**Collected data:**
==============================

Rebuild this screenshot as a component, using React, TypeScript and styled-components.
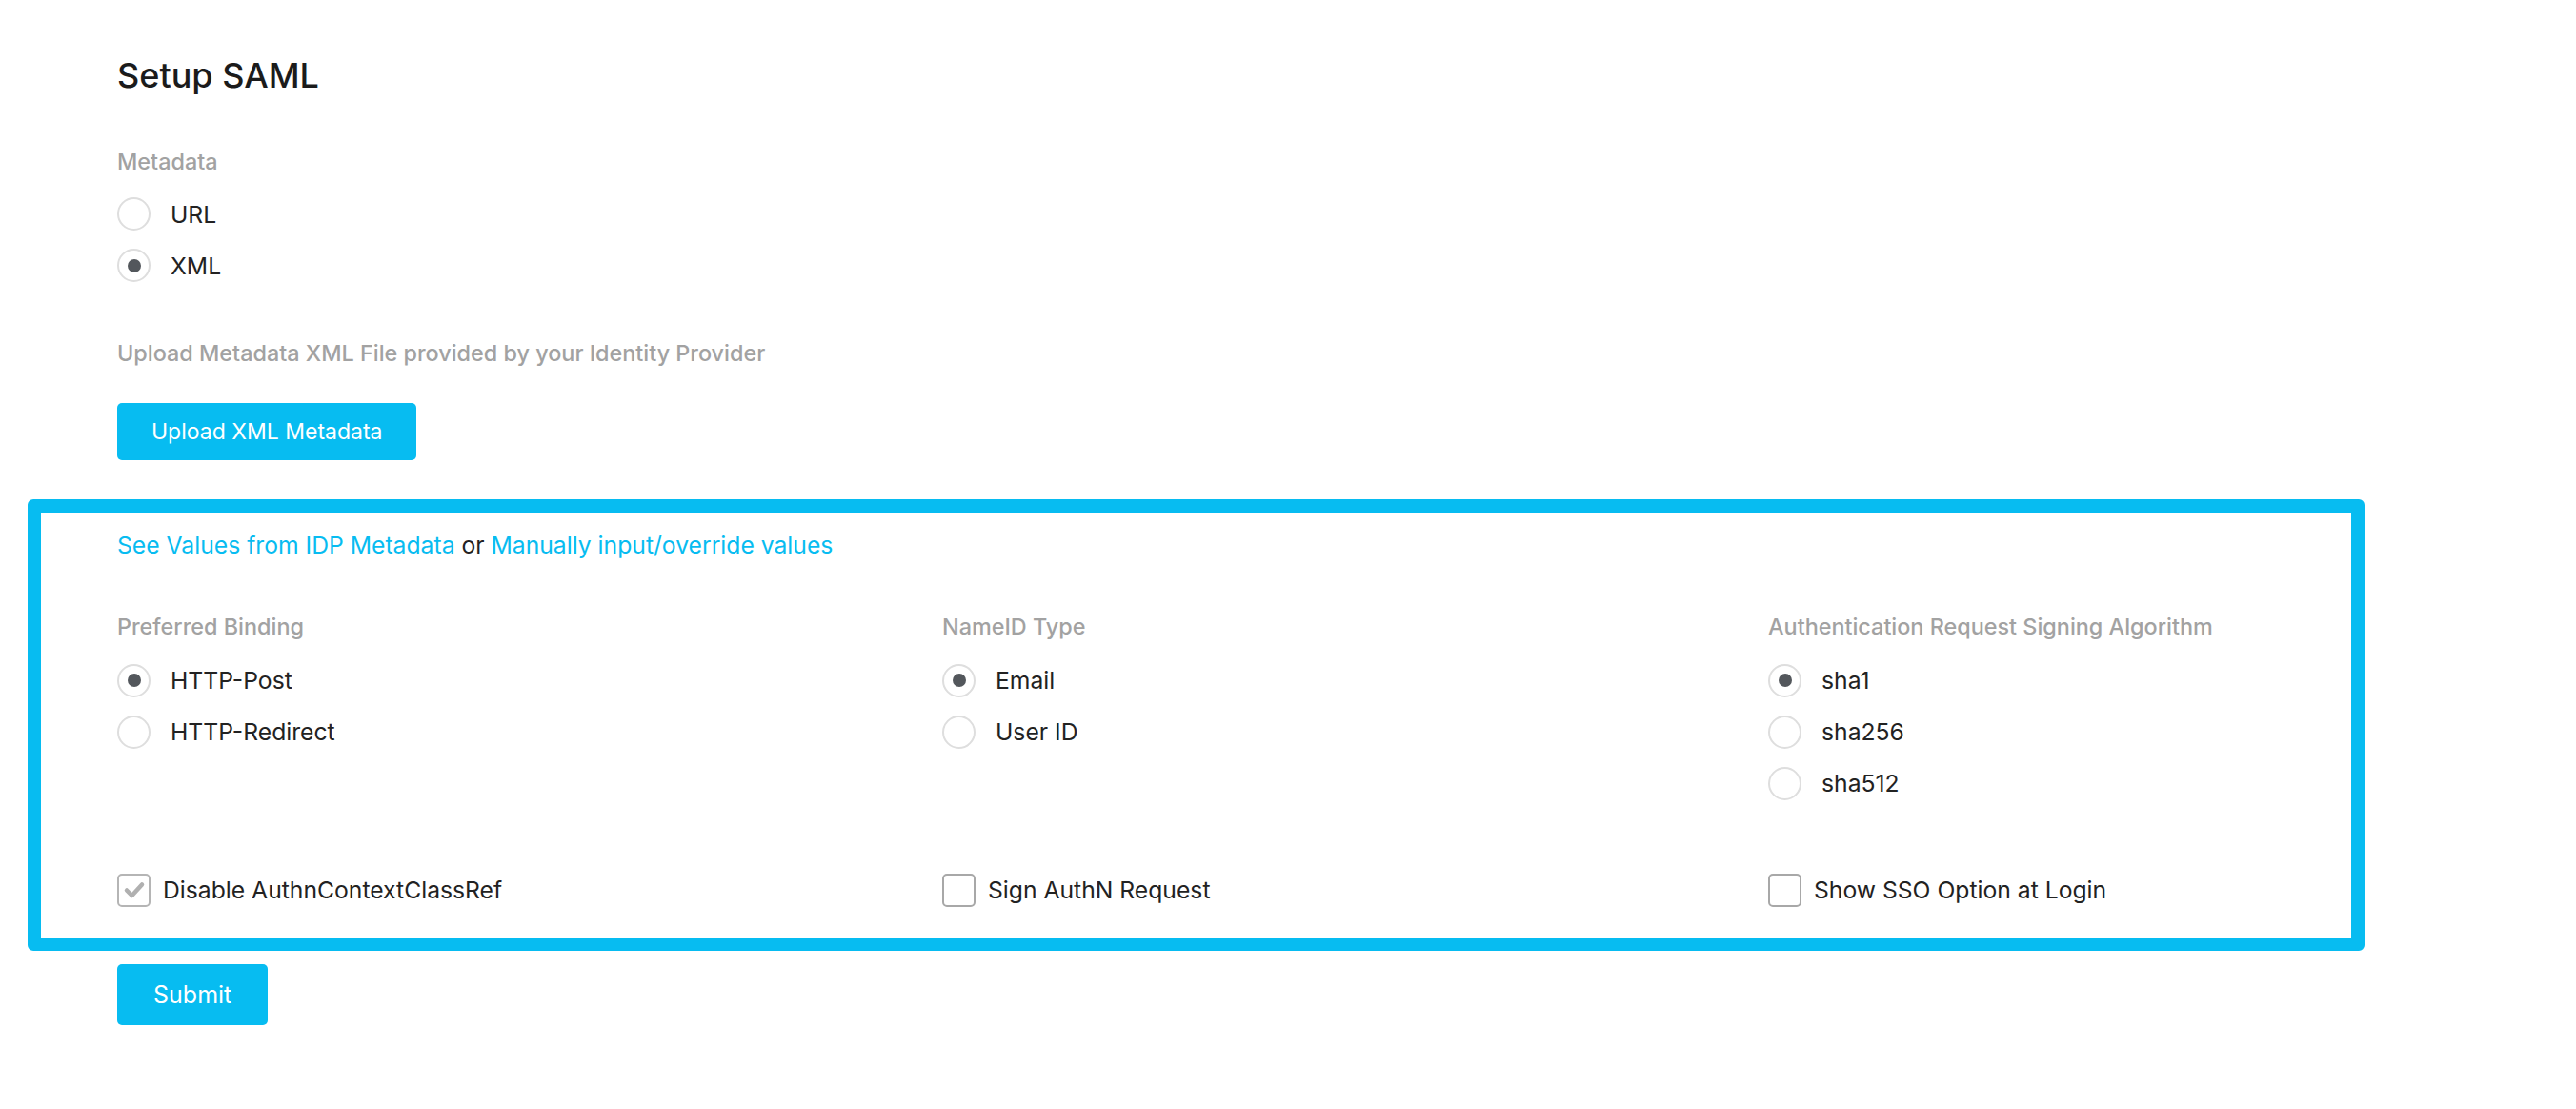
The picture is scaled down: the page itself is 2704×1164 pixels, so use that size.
import styled, { createGlobalStyle } from "styled-components";

const GlobalStyle = createGlobalStyle`
  body {
    margin: 0;
    background: #ffffff;
    font-family: Inter, "Noto Sans", sans-serif;
    color: #222222;
  }
`;

const BLUE = "#07bcf1";

const Page = styled.div`
  padding: 0 29px 80px;
`;

const Intro = styled.section`
  padding: 61px 0 0 94px;
`;

const Title = styled.h1`
  margin: 0;
  font-size: 36px;
  line-height: 1;
  font-weight: 500;
  color: #1b1b1b;
`;

const Label = styled.div<{ $top?: number }>`
  margin-top: ${(p) => p.$top ?? 0}px;
  font-size: 23.4px;
  line-height: 1;
  font-weight: 500;
  color: #a2a2a2;
`;

const RadioList = styled.div<{ $top: number }>`
  display: flex;
  flex-direction: column;
  gap: 19px;
  margin-top: ${(p) => p.$top}px;
`;

const Option = styled.label`
  display: flex;
  align-items: center;
  gap: 21px;
  font-size: 24.7px;
  line-height: 1;
  color: #222222;
`;

const Circle = styled.span<{ $checked?: boolean }>`
  box-sizing: border-box;
  width: 35px;
  height: 35px;
  border-radius: 50%;
  border: 2px solid #dedede;
  display: flex;
  align-items: center;
  justify-content: center;
  &::after {
    content: "";
    display: ${(p) => (p.$checked ? "block" : "none")};
    width: 14px;
    height: 14px;
    border-radius: 50%;
    background: #53575c;
  }
`;

const Button = styled.button<{ $height: number; $pad: number; $top: number; $size: number }>`
  display: block;
  margin-top: ${(p) => p.$top}px;
  height: ${(p) => p.$height}px;
  padding: 0 ${(p) => p.$pad}px;
  border: none;
  border-radius: 5px;
  background: ${BLUE};
  color: #ffffff;
  font-family: inherit;
  font-size: ${(p) => p.$size}px;
  font-weight: 400;
  cursor: pointer;
`;

const Panel = styled.section`
  box-sizing: border-box;
  width: 2453px;
  margin-top: 41px;
  border: 14px solid ${BLUE};
  border-radius: 6px;
  padding: 22px 0 32px 80px;
`;

const LinkLine = styled.div`
  font-size: 24.7px;
  line-height: 1;
  color: #222222;
`;

const TextLink = styled.a`
  color: ${BLUE};
  text-decoration: none;
  cursor: pointer;
`;

const Grid = styled.div`
  display: grid;
  grid-template-columns: 866px 867px 1fr;
  row-gap: 77px;
  margin-top: 61px;
`;

const Group = styled.div``;

const CheckOption = styled.label`
  display: flex;
  align-items: center;
  gap: 13px;
  font-size: 24.7px;
  line-height: 1;
  color: #222222;
`;

const CheckBox = styled.span<{ $disabled?: boolean }>`
  box-sizing: border-box;
  width: 35px;
  height: 35px;
  border-radius: 5px;
  border: 2px solid ${(p) => (p.$disabled ? "#b5b5b5" : "#a8a8a8")};
  display: flex;
  align-items: center;
  justify-content: center;
`;

const Footer = styled.div`
  padding-left: 94px;
`;

interface IGroup {
  label: string;
  options: string[];
  selected: string;
}

const groups: IGroup[] = [
  { label: "Preferred Binding", options: ["HTTP-Post", "HTTP-Redirect"], selected: "HTTP-Post" },
  { label: "NameID Type", options: ["Email", "User ID"], selected: "Email" },
  {
    label: "Authentication Request Signing Algorithm",
    options: ["sha1", "sha256", "sha512"],
    selected: "sha1",
  },
];

const checks = [
  { label: "Disable AuthnContextClassRef", checked: true, disabled: true },
  { label: "Sign AuthN Request", checked: false, disabled: false },
  { label: "Show SSO Option at Login", checked: false, disabled: false },
];

function App() {
  return (
    <>
      <GlobalStyle />
      <Page>
        <Intro>
          <Title>Setup SAML</Title>
          <Label $top={61}>Metadata</Label>
          <RadioList $top={26}>
            <Option>
              <Circle />
              URL
            </Option>
            <Option>
              <Circle $checked />
              XML
            </Option>
          </RadioList>
          <Label $top={63}>Upload Metadata XML File provided by your Identity Provider</Label>
          <Button $top={40} $height={60} $pad={36} $size={23}>
            Upload XML Metadata
          </Button>
        </Intro>
        <Panel>
          <LinkLine>
            <TextLink>See Values from IDP Metadata</TextLink> or{" "}
            <TextLink>Manually input/override values</TextLink>
          </LinkLine>
          <Grid>
            {groups.map((g) => (
              <Group key={g.label}>
                <Label>{g.label}</Label>
                <RadioList $top={28}>
                  {g.options.map((o) => (
                    <Option key={o}>
                      <Circle $checked={o === g.selected} />
                      {o}
                    </Option>
                  ))}
                </RadioList>
              </Group>
            ))}
            {checks.map((c) => (
              <CheckOption key={c.label}>
                <CheckBox $disabled={c.disabled}>
                  {c.checked && (
                    <svg width="24" height="24" viewBox="0 0 24 24">
                      <path
                        d="M4 12.5 L9.5 18 L20 6.5"
                        fill="none"
                        stroke="#b0b0b0"
                        strokeWidth="4.5"
                        strokeLinecap="round"
                        strokeLinejoin="round"
                      />
                    </svg>
                  )}
                </CheckBox>
                {c.label}
              </CheckOption>
            ))}
          </Grid>
        </Panel>
        <Footer>
          <Button $top={14} $height={64} $pad={38} $size={25}>
            Submit
          </Button>
        </Footer>
      </Page>
    </>
  );
}

export default App;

==============================

**Your objective:** Count the lines above that contain the word "components", and reply with only that number.

**Worked solution:** 2